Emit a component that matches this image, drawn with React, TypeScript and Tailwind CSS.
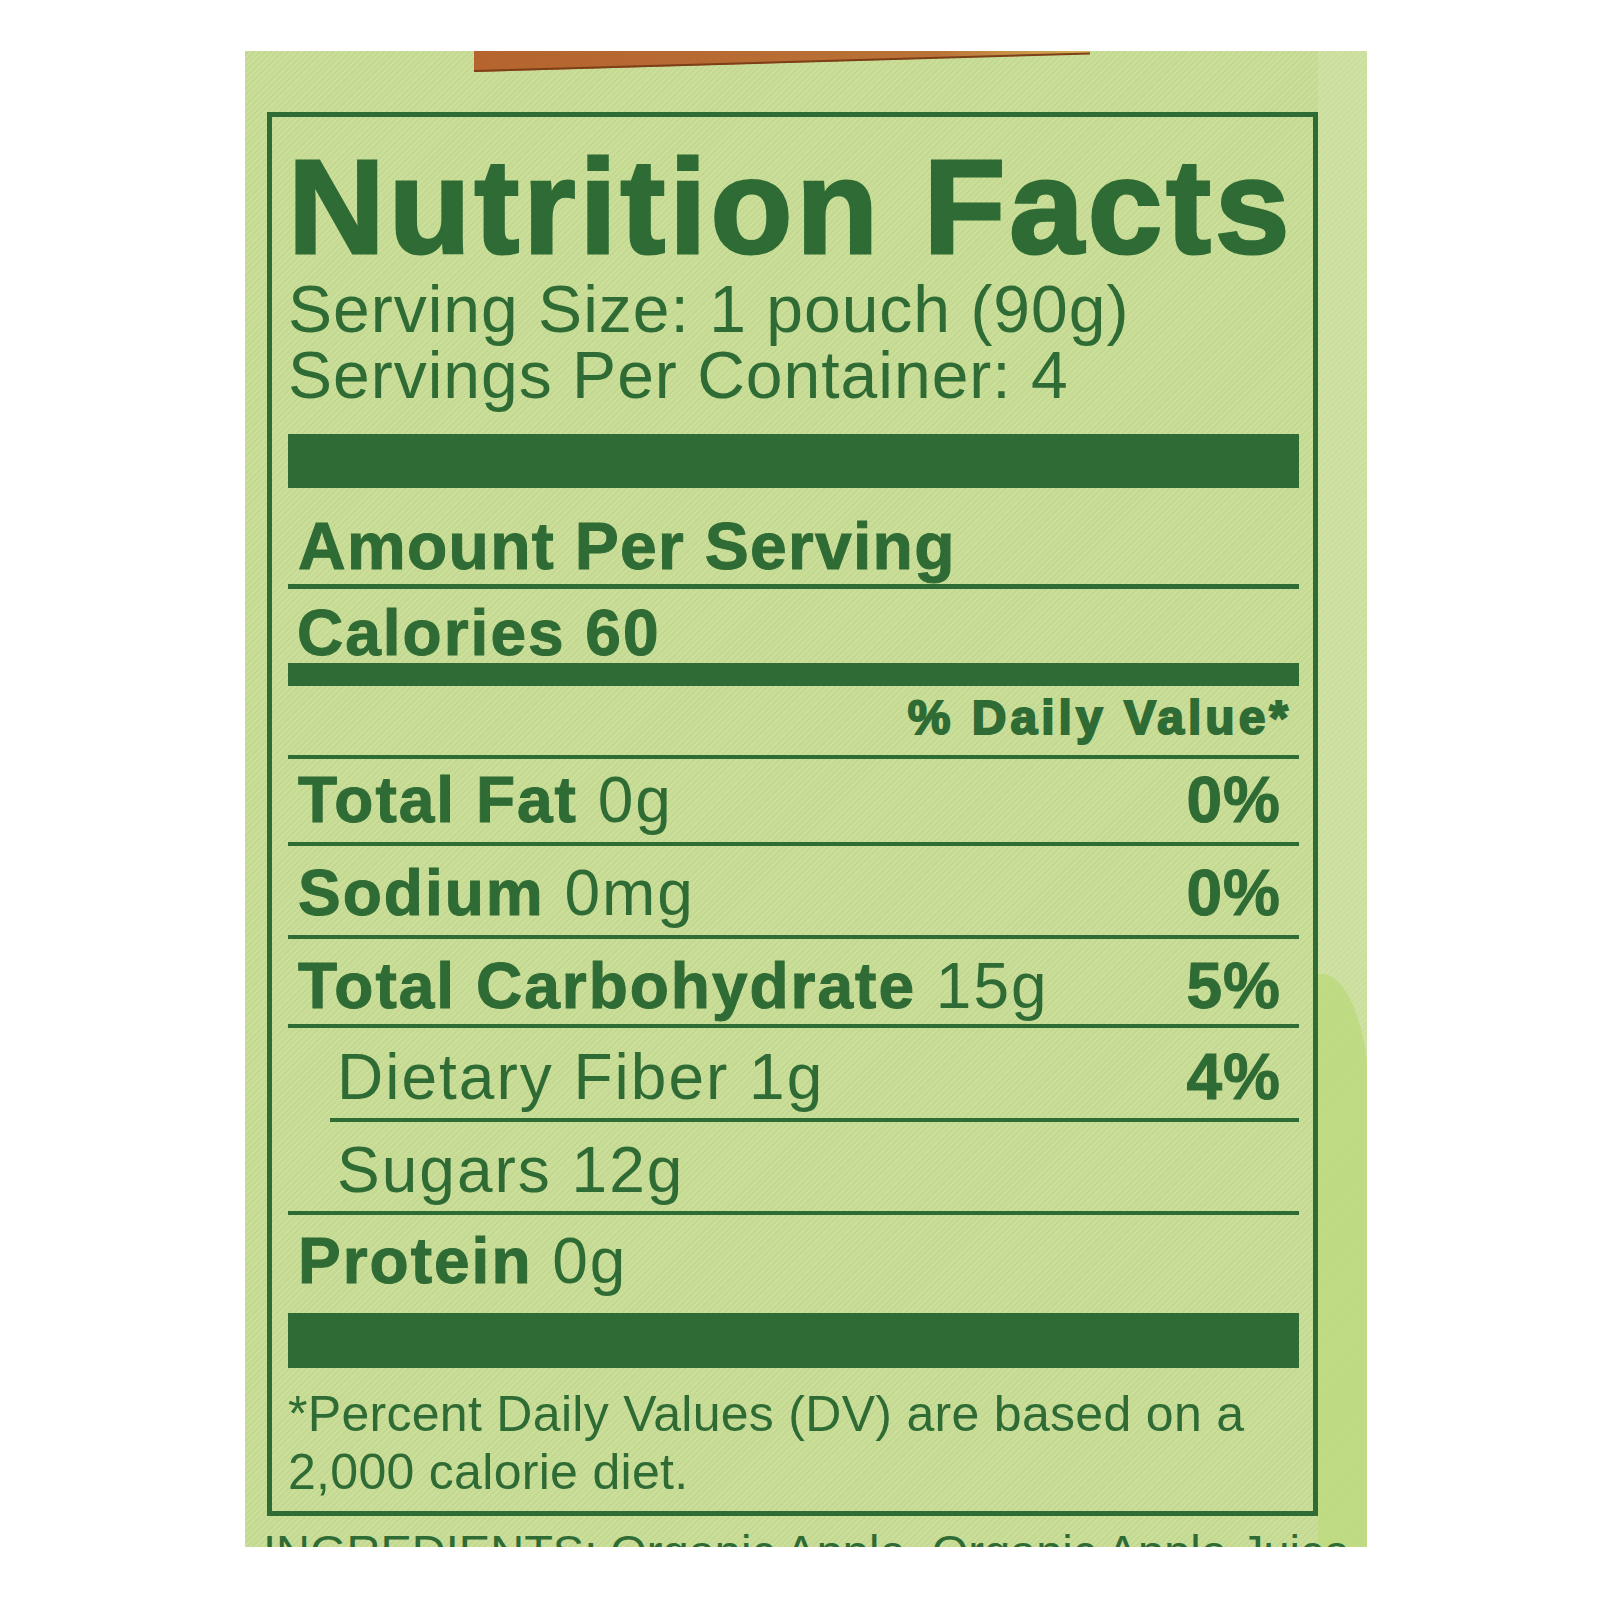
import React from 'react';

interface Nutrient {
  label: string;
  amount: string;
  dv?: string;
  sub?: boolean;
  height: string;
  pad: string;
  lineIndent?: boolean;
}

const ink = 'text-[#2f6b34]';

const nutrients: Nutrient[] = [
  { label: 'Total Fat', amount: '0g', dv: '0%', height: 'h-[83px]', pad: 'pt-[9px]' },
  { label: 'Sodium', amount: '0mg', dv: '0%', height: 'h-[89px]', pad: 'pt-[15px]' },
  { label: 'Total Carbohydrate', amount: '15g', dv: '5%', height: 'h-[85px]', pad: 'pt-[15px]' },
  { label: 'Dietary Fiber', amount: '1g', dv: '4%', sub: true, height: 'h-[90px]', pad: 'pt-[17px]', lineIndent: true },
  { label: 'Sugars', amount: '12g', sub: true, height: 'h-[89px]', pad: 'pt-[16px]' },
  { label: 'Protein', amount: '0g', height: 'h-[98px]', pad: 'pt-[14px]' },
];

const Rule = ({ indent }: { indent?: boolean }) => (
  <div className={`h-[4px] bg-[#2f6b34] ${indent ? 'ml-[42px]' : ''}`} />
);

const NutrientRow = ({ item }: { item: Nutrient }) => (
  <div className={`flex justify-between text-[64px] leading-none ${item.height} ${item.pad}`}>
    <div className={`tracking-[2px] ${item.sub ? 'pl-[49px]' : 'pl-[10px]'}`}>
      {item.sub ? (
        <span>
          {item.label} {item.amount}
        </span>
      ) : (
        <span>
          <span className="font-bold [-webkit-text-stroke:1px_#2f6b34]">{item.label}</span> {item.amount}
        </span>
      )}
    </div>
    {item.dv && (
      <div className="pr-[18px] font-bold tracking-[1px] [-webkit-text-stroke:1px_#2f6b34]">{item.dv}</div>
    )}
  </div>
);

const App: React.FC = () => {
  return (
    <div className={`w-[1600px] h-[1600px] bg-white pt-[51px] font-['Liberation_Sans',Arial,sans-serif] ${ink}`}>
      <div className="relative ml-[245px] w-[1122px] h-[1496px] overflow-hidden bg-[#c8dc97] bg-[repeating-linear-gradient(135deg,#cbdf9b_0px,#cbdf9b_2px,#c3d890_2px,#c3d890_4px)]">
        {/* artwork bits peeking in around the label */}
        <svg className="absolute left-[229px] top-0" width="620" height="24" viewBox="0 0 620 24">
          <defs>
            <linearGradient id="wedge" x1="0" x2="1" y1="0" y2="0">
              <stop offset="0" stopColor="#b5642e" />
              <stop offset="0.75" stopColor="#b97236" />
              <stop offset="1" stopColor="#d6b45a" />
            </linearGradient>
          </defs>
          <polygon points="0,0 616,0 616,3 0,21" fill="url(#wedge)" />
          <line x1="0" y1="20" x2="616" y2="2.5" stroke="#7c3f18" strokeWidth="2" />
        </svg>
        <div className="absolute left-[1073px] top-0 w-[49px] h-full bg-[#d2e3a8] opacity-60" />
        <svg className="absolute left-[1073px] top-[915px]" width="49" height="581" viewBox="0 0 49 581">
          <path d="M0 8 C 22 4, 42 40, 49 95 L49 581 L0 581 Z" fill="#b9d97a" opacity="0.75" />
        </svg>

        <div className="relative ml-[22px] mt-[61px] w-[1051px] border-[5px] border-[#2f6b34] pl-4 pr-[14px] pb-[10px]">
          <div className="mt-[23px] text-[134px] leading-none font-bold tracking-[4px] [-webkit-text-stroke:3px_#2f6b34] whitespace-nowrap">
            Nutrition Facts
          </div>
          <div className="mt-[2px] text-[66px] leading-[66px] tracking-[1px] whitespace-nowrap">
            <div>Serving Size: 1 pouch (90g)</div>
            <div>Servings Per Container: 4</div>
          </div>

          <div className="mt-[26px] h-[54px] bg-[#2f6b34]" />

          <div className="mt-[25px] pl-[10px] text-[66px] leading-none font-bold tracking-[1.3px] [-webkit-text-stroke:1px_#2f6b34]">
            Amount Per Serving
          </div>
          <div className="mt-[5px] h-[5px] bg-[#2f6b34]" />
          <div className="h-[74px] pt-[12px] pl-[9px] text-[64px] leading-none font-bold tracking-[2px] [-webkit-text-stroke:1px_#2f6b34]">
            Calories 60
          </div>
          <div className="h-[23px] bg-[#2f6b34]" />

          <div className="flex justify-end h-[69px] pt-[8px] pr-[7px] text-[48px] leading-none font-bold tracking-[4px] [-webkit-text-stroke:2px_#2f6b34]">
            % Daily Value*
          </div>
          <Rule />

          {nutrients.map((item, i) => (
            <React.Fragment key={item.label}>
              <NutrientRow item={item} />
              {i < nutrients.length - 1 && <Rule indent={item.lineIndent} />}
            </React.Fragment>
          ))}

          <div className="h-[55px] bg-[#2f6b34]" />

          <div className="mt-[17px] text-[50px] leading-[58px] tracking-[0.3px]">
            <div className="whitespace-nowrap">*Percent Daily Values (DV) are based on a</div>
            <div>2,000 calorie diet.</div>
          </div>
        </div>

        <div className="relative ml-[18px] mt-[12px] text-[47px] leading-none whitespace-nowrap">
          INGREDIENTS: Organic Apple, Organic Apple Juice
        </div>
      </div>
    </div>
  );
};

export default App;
────
→ **Requirement**
Copy out all the data without changing anything, and drop the pictures.

→ **Result of this exercise**
Emit a component that matches this image, drawn with React, TypeScript and Tailwind CSS.
import React from 'react';

interface Nutrient {
  label: string;
  amount: string;
  dv?: string;
  sub?: boolean;
  height: string;
  pad: string;
  lineIndent?: boolean;
}

const ink = 'text-[#2f6b34]';

const nutrients: Nutrient[] = [
  { label: 'Total Fat', amount: '0g', dv: '0%', height: 'h-[83px]', pad: 'pt-[9px]' },
  { label: 'Sodium', amount: '0mg', dv: '0%', height: 'h-[89px]', pad: 'pt-[15px]' },
  { label: 'Total Carbohydrate', amount: '15g', dv: '5%', height: 'h-[85px]', pad: 'pt-[15px]' },
  { label: 'Dietary Fiber', amount: '1g', dv: '4%', sub: true, height: 'h-[90px]', pad: 'pt-[17px]', lineIndent: true },
  { label: 'Sugars', amount: '12g', sub: true, height: 'h-[89px]', pad: 'pt-[16px]' },
  { label: 'Protein', amount: '0g', height: 'h-[98px]', pad: 'pt-[14px]' },
];

const Rule = ({ indent }: { indent?: boolean }) => (
  <div className={`h-[4px] bg-[#2f6b34] ${indent ? 'ml-[42px]' : ''}`} />
);

const NutrientRow = ({ item }: { item: Nutrient }) => (
  <div className={`flex justify-between text-[64px] leading-none ${item.height} ${item.pad}`}>
    <div className={`tracking-[2px] ${item.sub ? 'pl-[49px]' : 'pl-[10px]'}`}>
      {item.sub ? (
        <span>
          {item.label} {item.amount}
        </span>
      ) : (
        <span>
          <span className="font-bold [-webkit-text-stroke:1px_#2f6b34]">{item.label}</span> {item.amount}
        </span>
      )}
    </div>
    {item.dv && (
      <div className="pr-[18px] font-bold tracking-[1px] [-webkit-text-stroke:1px_#2f6b34]">{item.dv}</div>
    )}
  </div>
);

const App: React.FC = () => {
  return (
    <div className={`w-[1600px] h-[1600px] bg-white pt-[51px] font-['Liberation_Sans',Arial,sans-serif] ${ink}`}>
      <div className="relative ml-[245px] w-[1122px] h-[1496px] overflow-hidden bg-[#c8dc97] bg-[repeating-linear-gradient(135deg,#cbdf9b_0px,#cbdf9b_2px,#c3d890_2px,#c3d890_4px)]">
        {/* artwork bits peeking in around the label */}
        <svg className="absolute left-[229px] top-0" width="620" height="24" viewBox="0 0 620 24">
          <defs>
            <linearGradient id="wedge" x1="0" x2="1" y1="0" y2="0">
              <stop offset="0" stopColor="#b5642e" />
              <stop offset="0.75" stopColor="#b97236" />
              <stop offset="1" stopColor="#d6b45a" />
            </linearGradient>
          </defs>
          <polygon points="0,0 616,0 616,3 0,21" fill="url(#wedge)" />
          <line x1="0" y1="20" x2="616" y2="2.5" stroke="#7c3f18" strokeWidth="2" />
        </svg>
        <div className="absolute left-[1073px] top-0 w-[49px] h-full bg-[#d2e3a8] opacity-60" />
        <svg className="absolute left-[1073px] top-[915px]" width="49" height="581" viewBox="0 0 49 581">
          <path d="M0 8 C 22 4, 42 40, 49 95 L49 581 L0 581 Z" fill="#b9d97a" opacity="0.75" />
        </svg>

        <div className="relative ml-[22px] mt-[61px] w-[1051px] border-[5px] border-[#2f6b34] pl-4 pr-[14px] pb-[10px]">
          <div className="mt-[23px] text-[134px] leading-none font-bold tracking-[4px] [-webkit-text-stroke:3px_#2f6b34] whitespace-nowrap">
            Nutrition Facts
          </div>
          <div className="mt-[2px] text-[66px] leading-[66px] tracking-[1px] whitespace-nowrap">
            <div>Serving Size: 1 pouch (90g)</div>
            <div>Servings Per Container: 4</div>
          </div>

          <div className="mt-[26px] h-[54px] bg-[#2f6b34]" />

          <div className="mt-[25px] pl-[10px] text-[66px] leading-none font-bold tracking-[1.3px] [-webkit-text-stroke:1px_#2f6b34]">
            Amount Per Serving
          </div>
          <div className="mt-[5px] h-[5px] bg-[#2f6b34]" />
          <div className="h-[74px] pt-[12px] pl-[9px] text-[64px] leading-none font-bold tracking-[2px] [-webkit-text-stroke:1px_#2f6b34]">
            Calories 60
          </div>
          <div className="h-[23px] bg-[#2f6b34]" />

          <div className="flex justify-end h-[69px] pt-[8px] pr-[7px] text-[48px] leading-none font-bold tracking-[4px] [-webkit-text-stroke:2px_#2f6b34]">
            % Daily Value*
          </div>
          <Rule />

          {nutrients.map((item, i) => (
            <React.Fragment key={item.label}>
              <NutrientRow item={item} />
              {i < nutrients.length - 1 && <Rule indent={item.lineIndent} />}
            </React.Fragment>
          ))}

          <div className="h-[55px] bg-[#2f6b34]" />

          <div className="mt-[17px] text-[50px] leading-[58px] tracking-[0.3px]">
            <div className="whitespace-nowrap">*Percent Daily Values (DV) are based on a</div>
            <div>2,000 calorie diet.</div>
          </div>
        </div>

        <div className="relative ml-[18px] mt-[12px] text-[47px] leading-none whitespace-nowrap">
          INGREDIENTS: Organic Apple, Organic Apple Juice
        </div>
      </div>
    </div>
  );
};

export default App;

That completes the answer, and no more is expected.